┌──

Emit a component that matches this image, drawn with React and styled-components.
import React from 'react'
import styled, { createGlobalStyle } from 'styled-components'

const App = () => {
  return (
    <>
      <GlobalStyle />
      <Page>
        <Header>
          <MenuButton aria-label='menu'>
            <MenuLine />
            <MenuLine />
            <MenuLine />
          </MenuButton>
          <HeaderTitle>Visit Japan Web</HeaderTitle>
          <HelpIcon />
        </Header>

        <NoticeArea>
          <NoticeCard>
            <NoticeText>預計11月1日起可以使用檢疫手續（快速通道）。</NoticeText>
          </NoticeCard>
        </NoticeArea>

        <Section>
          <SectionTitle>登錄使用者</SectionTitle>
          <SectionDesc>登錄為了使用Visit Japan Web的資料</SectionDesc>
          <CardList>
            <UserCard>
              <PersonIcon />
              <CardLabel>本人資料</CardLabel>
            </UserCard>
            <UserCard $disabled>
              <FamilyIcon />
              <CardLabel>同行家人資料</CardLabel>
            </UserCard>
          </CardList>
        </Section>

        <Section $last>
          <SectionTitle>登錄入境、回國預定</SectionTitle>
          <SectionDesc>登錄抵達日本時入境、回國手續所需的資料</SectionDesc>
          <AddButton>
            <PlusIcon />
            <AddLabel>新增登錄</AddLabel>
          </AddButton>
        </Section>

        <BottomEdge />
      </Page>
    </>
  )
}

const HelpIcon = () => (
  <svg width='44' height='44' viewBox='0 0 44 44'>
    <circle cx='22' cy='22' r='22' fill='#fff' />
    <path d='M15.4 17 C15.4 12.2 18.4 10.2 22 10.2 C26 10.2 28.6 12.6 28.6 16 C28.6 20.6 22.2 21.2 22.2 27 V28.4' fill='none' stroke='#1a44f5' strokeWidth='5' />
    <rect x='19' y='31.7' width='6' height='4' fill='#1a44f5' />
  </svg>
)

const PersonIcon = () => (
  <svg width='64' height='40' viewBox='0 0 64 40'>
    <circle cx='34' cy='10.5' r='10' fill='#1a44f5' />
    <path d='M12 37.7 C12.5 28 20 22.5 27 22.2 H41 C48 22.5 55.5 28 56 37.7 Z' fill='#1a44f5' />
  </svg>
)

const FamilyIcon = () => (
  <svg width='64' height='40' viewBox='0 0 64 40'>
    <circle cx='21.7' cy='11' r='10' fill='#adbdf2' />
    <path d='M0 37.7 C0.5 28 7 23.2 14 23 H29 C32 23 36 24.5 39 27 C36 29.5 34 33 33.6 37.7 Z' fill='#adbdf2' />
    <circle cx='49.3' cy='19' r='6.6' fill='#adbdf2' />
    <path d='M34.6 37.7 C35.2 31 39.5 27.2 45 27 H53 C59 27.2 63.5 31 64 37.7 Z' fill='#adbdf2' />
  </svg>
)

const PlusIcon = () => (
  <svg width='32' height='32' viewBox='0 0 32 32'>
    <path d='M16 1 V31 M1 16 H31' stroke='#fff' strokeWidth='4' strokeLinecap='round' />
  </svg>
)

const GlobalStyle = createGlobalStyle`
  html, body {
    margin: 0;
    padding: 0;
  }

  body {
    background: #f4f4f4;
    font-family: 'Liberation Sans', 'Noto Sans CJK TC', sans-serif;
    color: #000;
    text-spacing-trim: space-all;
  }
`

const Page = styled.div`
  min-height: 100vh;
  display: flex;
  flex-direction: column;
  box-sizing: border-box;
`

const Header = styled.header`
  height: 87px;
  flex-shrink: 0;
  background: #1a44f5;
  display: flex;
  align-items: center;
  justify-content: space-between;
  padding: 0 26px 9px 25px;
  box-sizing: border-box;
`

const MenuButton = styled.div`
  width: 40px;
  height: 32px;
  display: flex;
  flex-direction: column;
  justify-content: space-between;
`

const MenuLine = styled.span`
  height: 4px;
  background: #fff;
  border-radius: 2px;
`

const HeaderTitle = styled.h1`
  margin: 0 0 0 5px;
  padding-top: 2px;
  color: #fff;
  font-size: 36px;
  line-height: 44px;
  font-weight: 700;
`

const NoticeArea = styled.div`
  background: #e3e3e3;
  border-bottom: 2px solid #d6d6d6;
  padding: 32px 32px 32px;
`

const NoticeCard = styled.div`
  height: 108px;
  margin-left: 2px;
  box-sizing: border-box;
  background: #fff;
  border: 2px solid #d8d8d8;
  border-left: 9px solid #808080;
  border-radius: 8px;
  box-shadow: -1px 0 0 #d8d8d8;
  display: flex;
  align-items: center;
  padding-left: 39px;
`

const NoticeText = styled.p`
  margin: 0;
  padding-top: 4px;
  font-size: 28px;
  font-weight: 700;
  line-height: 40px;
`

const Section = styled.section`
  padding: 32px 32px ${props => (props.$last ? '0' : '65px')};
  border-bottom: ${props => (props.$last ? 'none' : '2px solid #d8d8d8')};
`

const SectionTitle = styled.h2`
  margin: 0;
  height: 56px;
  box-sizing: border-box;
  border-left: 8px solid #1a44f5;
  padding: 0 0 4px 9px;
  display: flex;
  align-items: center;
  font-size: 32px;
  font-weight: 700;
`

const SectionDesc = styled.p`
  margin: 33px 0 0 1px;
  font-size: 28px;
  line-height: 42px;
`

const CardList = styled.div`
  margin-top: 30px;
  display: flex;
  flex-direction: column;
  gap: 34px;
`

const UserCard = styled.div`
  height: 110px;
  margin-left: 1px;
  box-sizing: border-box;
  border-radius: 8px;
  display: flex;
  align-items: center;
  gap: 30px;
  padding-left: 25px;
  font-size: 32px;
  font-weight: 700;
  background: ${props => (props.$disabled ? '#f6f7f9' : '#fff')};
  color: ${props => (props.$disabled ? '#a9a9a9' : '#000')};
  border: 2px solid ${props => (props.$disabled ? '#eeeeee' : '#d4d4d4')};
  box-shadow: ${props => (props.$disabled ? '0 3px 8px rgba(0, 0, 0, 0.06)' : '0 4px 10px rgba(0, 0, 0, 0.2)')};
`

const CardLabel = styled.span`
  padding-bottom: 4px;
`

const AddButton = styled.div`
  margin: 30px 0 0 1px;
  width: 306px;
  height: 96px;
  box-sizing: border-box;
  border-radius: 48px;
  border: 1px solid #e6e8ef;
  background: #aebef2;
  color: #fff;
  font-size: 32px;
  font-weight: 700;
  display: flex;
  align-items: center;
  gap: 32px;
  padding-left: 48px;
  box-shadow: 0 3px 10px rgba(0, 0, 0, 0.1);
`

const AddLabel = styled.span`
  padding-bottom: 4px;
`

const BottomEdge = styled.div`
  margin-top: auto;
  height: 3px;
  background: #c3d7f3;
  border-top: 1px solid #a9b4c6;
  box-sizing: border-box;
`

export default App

└──
┌──

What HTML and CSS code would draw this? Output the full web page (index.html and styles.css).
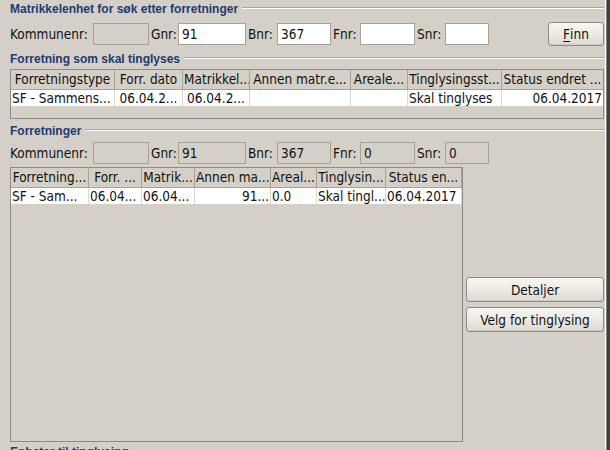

└──
┌──

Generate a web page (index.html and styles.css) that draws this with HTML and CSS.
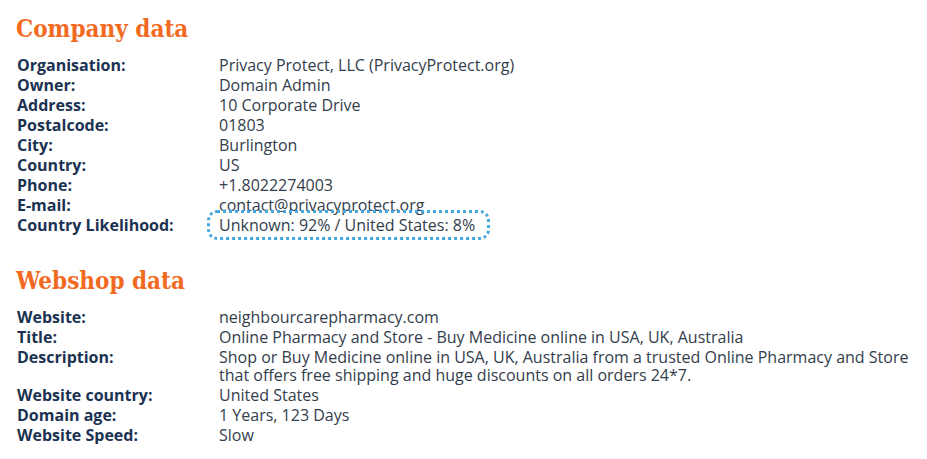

└──

» **JOB**: Give again only the lines that run from the line with "Emit a component" to the line with "</NoticeArea>". Include both of those lines exactly as written.

» **SOLUTION TO THIS PROBLEM**:
Emit a component that matches this image, drawn with React and styled-components.
import React from 'react'
import styled, { createGlobalStyle } from 'styled-components'

const App = () => {
  return (
    <>
      <GlobalStyle />
      <Page>
        <Header>
          <MenuButton aria-label='menu'>
            <MenuLine />
            <MenuLine />
            <MenuLine />
          </MenuButton>
          <HeaderTitle>Visit Japan Web</HeaderTitle>
          <HelpIcon />
        </Header>

        <NoticeArea>
          <NoticeCard>
            <NoticeText>預計11月1日起可以使用檢疫手續（快速通道）。</NoticeText>
          </NoticeCard>
        </NoticeArea>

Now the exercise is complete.